## Short problem
Wherever "page" appears in a line, copy that line.

## Given records
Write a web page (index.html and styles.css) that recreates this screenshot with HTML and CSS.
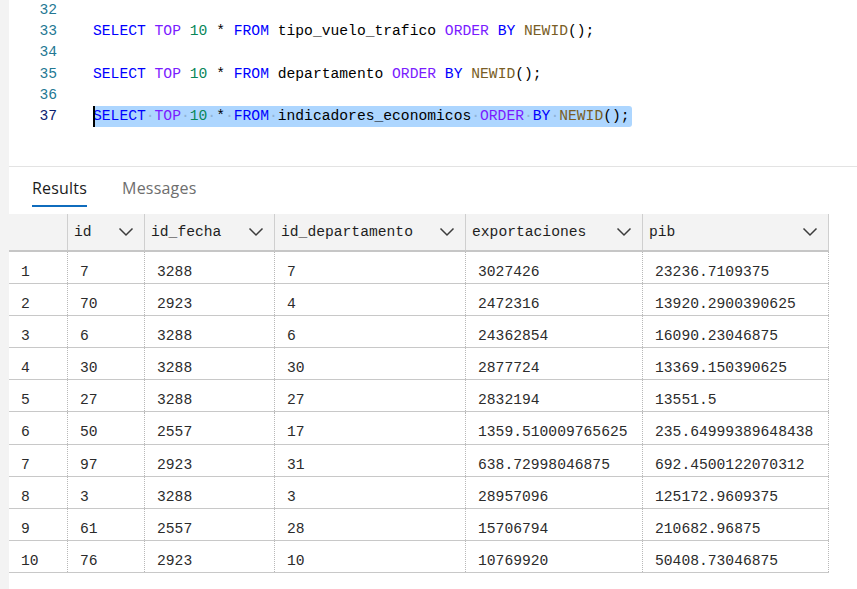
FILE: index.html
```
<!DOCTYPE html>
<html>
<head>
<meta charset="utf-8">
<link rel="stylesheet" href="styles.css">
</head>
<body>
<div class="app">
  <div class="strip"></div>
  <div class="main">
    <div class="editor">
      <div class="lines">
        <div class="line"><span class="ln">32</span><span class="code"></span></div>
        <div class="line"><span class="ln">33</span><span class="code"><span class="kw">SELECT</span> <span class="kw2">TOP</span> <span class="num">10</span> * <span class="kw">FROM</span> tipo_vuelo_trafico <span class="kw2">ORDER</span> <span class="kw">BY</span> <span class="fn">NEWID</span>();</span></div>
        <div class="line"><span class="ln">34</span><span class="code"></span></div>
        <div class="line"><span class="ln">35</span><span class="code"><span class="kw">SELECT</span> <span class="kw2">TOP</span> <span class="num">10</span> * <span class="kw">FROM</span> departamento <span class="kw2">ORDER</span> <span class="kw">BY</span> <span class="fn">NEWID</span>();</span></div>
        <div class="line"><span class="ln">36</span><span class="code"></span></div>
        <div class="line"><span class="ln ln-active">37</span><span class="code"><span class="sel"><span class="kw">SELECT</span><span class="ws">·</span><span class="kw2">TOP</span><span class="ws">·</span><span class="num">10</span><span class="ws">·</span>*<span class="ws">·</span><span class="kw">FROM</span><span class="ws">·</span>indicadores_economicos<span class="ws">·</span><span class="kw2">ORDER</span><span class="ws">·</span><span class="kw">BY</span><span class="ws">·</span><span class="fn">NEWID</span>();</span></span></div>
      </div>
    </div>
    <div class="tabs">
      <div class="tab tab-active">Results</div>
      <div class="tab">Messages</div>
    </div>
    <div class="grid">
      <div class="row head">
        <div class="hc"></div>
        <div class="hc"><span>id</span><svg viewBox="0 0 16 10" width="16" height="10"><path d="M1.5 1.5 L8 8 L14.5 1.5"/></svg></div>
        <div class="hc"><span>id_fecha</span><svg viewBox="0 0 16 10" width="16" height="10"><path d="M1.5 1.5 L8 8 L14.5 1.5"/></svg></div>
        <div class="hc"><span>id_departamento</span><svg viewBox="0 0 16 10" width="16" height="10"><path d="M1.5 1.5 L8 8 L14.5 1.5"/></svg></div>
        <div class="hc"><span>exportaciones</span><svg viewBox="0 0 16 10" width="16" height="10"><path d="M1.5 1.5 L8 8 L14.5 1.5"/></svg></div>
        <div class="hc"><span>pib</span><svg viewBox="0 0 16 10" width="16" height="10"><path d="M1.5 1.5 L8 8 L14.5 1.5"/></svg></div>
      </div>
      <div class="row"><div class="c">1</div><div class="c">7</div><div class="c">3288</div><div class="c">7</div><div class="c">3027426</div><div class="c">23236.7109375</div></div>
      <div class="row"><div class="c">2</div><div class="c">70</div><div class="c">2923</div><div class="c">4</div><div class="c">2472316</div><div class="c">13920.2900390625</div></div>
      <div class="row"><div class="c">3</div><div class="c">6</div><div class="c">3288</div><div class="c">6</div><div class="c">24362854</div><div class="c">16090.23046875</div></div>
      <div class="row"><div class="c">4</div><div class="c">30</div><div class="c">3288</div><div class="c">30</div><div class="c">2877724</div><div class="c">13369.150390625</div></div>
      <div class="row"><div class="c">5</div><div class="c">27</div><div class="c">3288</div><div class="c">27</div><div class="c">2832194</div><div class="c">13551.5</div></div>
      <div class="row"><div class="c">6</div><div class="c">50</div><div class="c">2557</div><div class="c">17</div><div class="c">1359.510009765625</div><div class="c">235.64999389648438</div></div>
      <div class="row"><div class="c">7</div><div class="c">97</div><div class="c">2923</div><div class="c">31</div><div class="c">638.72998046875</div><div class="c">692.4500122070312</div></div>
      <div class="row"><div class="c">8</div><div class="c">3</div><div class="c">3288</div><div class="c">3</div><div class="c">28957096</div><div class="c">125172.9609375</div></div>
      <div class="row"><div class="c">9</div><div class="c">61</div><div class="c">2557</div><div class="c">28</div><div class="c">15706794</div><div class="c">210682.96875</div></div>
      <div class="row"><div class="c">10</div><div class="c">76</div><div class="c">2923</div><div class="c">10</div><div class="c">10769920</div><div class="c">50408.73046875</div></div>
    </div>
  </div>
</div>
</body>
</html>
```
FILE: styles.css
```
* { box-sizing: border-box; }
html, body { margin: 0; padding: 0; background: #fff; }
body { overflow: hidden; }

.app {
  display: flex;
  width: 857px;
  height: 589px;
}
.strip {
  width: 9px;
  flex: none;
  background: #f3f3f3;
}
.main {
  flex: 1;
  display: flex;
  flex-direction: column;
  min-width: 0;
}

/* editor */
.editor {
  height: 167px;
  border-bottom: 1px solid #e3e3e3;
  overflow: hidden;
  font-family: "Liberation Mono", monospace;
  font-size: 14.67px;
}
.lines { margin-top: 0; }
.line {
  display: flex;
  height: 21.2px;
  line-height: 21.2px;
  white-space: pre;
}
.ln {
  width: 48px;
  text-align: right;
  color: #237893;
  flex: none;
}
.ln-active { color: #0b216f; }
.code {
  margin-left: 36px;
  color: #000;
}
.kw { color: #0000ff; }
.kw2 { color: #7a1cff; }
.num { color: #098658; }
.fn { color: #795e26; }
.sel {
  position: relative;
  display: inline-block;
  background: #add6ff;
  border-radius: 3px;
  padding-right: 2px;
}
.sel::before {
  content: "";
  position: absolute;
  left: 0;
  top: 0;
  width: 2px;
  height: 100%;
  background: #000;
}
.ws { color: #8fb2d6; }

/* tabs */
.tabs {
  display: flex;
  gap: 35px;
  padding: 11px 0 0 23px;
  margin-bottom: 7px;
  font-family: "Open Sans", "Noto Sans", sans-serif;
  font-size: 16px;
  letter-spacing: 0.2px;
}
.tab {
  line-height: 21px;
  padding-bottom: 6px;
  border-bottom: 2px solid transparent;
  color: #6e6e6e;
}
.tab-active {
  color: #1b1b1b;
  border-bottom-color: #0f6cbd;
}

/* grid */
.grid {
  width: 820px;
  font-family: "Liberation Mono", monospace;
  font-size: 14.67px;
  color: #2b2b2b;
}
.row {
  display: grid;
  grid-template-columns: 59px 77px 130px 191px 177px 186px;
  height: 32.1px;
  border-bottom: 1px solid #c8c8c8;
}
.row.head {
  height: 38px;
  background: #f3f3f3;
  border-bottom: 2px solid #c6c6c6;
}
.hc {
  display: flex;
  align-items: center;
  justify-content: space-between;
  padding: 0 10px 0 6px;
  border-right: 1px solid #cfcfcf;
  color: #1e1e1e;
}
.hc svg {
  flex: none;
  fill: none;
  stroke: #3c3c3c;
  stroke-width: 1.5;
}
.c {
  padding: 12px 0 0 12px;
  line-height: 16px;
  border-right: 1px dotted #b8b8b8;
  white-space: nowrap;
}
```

---

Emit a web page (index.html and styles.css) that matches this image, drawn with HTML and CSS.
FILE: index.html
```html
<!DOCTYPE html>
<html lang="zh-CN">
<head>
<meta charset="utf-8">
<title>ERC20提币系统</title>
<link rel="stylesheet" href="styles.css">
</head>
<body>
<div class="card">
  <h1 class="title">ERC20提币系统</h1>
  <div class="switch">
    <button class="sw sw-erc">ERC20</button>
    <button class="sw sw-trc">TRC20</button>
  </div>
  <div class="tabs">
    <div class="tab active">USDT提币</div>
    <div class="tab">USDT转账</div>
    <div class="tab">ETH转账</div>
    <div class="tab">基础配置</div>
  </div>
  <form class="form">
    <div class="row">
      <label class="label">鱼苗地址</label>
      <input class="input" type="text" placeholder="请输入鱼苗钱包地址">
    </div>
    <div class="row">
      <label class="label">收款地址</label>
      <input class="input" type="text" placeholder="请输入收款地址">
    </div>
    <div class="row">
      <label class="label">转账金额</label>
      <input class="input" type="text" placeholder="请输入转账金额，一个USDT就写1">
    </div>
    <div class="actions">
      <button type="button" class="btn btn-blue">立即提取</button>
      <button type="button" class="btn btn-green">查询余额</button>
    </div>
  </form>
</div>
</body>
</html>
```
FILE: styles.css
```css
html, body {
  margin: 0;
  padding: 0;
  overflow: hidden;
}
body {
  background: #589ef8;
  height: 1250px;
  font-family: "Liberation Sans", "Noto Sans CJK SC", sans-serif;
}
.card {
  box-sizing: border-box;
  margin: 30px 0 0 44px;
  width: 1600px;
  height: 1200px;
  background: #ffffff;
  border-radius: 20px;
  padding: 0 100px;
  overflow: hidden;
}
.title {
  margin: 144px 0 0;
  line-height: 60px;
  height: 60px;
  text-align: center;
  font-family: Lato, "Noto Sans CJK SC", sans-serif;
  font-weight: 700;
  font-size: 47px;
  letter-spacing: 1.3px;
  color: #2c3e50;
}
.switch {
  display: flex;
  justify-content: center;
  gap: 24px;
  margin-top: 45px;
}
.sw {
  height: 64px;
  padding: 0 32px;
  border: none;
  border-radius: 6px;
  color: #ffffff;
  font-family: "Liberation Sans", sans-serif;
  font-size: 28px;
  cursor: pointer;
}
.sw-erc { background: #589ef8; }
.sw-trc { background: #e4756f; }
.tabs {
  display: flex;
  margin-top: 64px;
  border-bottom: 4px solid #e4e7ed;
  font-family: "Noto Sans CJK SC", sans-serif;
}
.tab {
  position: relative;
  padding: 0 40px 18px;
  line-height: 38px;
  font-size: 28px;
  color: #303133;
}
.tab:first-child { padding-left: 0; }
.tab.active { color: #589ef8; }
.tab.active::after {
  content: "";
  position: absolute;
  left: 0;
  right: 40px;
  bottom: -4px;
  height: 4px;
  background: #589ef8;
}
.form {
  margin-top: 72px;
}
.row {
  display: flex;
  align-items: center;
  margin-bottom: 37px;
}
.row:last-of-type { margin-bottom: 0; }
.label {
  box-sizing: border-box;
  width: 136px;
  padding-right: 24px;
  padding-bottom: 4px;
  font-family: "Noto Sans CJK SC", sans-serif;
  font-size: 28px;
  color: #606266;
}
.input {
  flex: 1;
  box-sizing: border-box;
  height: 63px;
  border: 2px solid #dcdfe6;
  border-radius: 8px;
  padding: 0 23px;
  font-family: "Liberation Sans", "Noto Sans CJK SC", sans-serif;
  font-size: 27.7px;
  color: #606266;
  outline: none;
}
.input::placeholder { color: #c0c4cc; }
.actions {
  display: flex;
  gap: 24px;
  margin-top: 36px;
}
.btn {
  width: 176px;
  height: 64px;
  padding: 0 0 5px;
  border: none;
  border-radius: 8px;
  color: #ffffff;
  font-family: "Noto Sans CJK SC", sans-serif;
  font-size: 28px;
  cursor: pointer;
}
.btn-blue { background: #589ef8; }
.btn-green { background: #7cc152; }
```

## Answer to the exercise
Write a web page (index.html and styles.css) that recreates this screenshot with HTML and CSS.
Emit a web page (index.html and styles.css) that matches this image, drawn with HTML and CSS.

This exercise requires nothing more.